Actually, this looks like an array of CSV::Rows. It has a #to_hash. We can use map to apply that to each element in the array:

csv.to_a.map {|row| row.to_hash }
# => [{"Year"=>"1997", "Make"=>"Ford", "Model"=>"E350", "Description"=>"ac, abs, moon", "Price"=>"3000.00"}, {"Year"=>"1999", "Make"=>"Chevy", "Model"=>"Venture \"Extended Edition\"", "Description"=>"", "Price"=>"4900.00"}, {"Year"=>"1999", "Make"=>"Chevy", "Model"=>"Venture \"Extended Edition, Very Large\"", "Description"=>nil, "Price"=>"5000.00"}, {"Year"=>"1996", "Make"=>"Jeep", "Model"=>"Grand Cherokee", "Description"=>"MUST SELL!\nair, moon roof, loaded", "Price"=>"4799.00"}]

We are getting warmer! It’s an array of hashes, but the keys are literally the values from the header row as Strings. Another peak back at #new shows a :header_converters for converting the headers from their raw values. It’s not easy to find on the page, but here is a list of all header converters, with :symbol being the one we care about.

csv = CSV.new(body, :headers => true, :header_converters => :symbol)
csv.to_a.map {|row| row.to_hash }
# => [{:year=>"1997", :make=>"Ford", :model=>"E350", :description=>"ac, abs, moon", :price=>"3000.00"}, {:year=>"1999", :make=>"Chevy", :model=>"Venture \"Extended Edition\"", :description=>"", :price=>"4900.00"}, {:year=>"1999", :make=>"Chevy", :model=>"Venture \"Extended Edition, Very Large\"", :description=>nil, :price=>"5000.00"}, {:year=>"1996", :make=>"Jeep", :model=>"Grand Cherokee", :description=>"MUST SELL!\nair, moon roof, loaded", :price=>"4799.00"}]

Even warmer!
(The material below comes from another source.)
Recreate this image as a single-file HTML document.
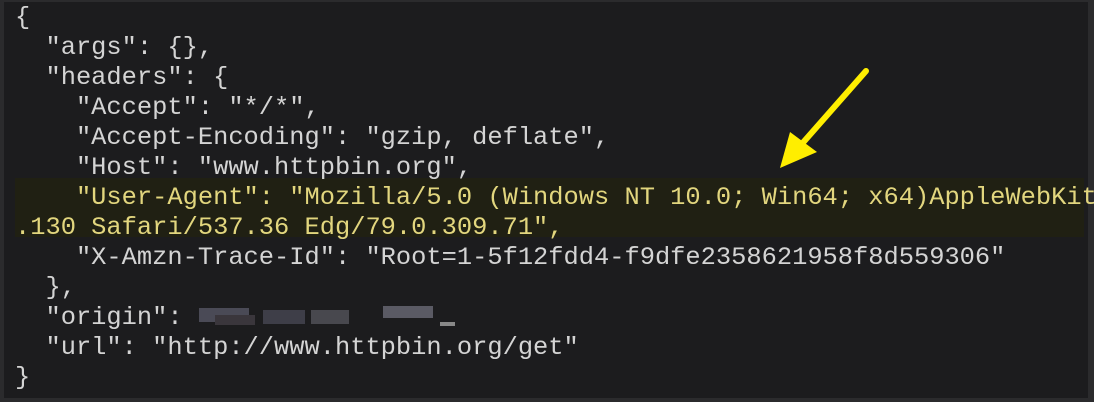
<!DOCTYPE html>
<html><head><style>
html,body{margin:0;padding:0;width:1094px;height:402px;overflow:hidden;background:#2b2b2d;}
#box{position:absolute;left:4px;top:2px;right:6px;bottom:4px;background:#1c1c1e;}
#hl{position:absolute;left:15px;top:178px;width:1069px;height:59px;background:#202013;}
pre{position:absolute;left:15px;top:3px;margin:0;font-family:"Liberation Mono",monospace;font-size:25.4px;line-height:30px;color:#d4d4d4;white-space:pre;}
.y{color:#e2d67e;}
svg{position:absolute;left:0;top:0;}
.o{position:absolute;}
</style></head><body>
<div id="box"></div>
<div id="hl"></div>
<pre>{
  "args": {},
  "headers": {
    "Accept": "*/*",
    "Accept-Encoding": "gzip, deflate",
    "Host": "www.httpbin.org",
<span class="y">    "User-Agent": "Mozilla/5.0 (Windows NT 10.0; Win64; x64)AppleWebKit</span>
<span class="y">.130 Safari/537.36 Edg/79.0.309.71",</span>
    "X-Amzn-Trace-Id": "Root=1-5f12fdd4-f9dfe2358621958f8d559306"
  },
  "origin":
  "url": "http://www.httpbin.org/get"
}</pre>
<div class="o" style="left:199px;top:308px;width:50px;height:14px;background:#4a4a56"></div>
<div class="o" style="left:215px;top:315px;width:40px;height:10px;background:#3a363c"></div>
<div class="o" style="left:263px;top:310px;width:42px;height:14px;background:#3e3e48"></div>
<div class="o" style="left:311px;top:310px;width:38px;height:14px;background:#48484e"></div>
<div class="o" style="left:383px;top:306px;width:50px;height:12px;background:#5a5a64"></div>
<div class="o" style="left:440px;top:322px;width:15px;height:4px;background:#888"></div>
<svg width="1094" height="402"><line x1="866" y1="71" x2="800" y2="146" stroke="#ffee00" stroke-width="6" stroke-linecap="round"/><polygon points="780,168 790,132 817,152" fill="#ffee00"/></svg>
</body></html>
The hash keys are now symoblized, but we still have some wonky data in there. There’s blank strings (“”), and numerics as strings (“1999”, “4900.00”). Yet another option to #new is :converts, to convert each row’s values. Here is a list of available converts, but we want :all which converts numerics (float and intergers) and date & datetimes:

csv = CSV.new(body, :headers => true, :header_converters => :symbol, :converters => :all)
csv.to_a.map {|row| row.to_hash }
#=> [{:year=>1997, :make=>"Ford", :model=>"E350", :description=>"ac, abs, moon", :price=>3000.0}, {:year=>1999, :make=>"Chevy", :model=>"Venture \"Extended Edition\"", :description=>"", :price=>4900.0}, {:year=>1999, :make=>"Chevy", :model=>"Venture \"Extended Edition, Very Large\"", :description=>nil, :price=>5000.0}, {:year=>1996, :make=>"Jeep", :model=>"Grand Cherokee", :description=>"MUST SELL!\nair, moon roof, loaded", :price=>4799.0}]

SO WARM! The only thing I can complain about is that there’s blank strings (“”). While there’s nothing else built in to help us, there is support for adding your own custom converters. You can add your own converts to CSV::Converters and CSV::HeaderConverters as you want. These are just hashes, with the key being the name, and the value being a lambda that takes a string and should return the converted value. You can then pass an array of converters to use to #new.

CSV::Converters[:blank_to_nil] = lambda do |field|
  field && field.empty? ? nil : field
end
csv = CSV.new(body, :headers => true, :header_converters => :symbol, :converters => [:all, :blank_to_nil])
csv.to_a.map {|row| row.to_hash }
# => [{:year=>1997, :make=>"Ford", :model=>"E350", :description=>"ac, abs, moon", :price=>3000.0}, {:year=>1999, :make=>"Chevy", :model=>"Venture \"Extended Edition\"", :description=>nil, :price=>4900.0}, {:year=>1999, :make=>"Chevy", :model=>"Venture \"Extended Edition, Very Large\"", :description=>nil, :price=>5000.0}, {:year=>1996, :make=>"Jeep", :model=>"Grand Cherokee", :description=>"MUST SELL!\nair, moon roof, loaded", :price=>4799.0}]

HOT HOT HOT. That is basically exactly what I set out to do, so we are all done here.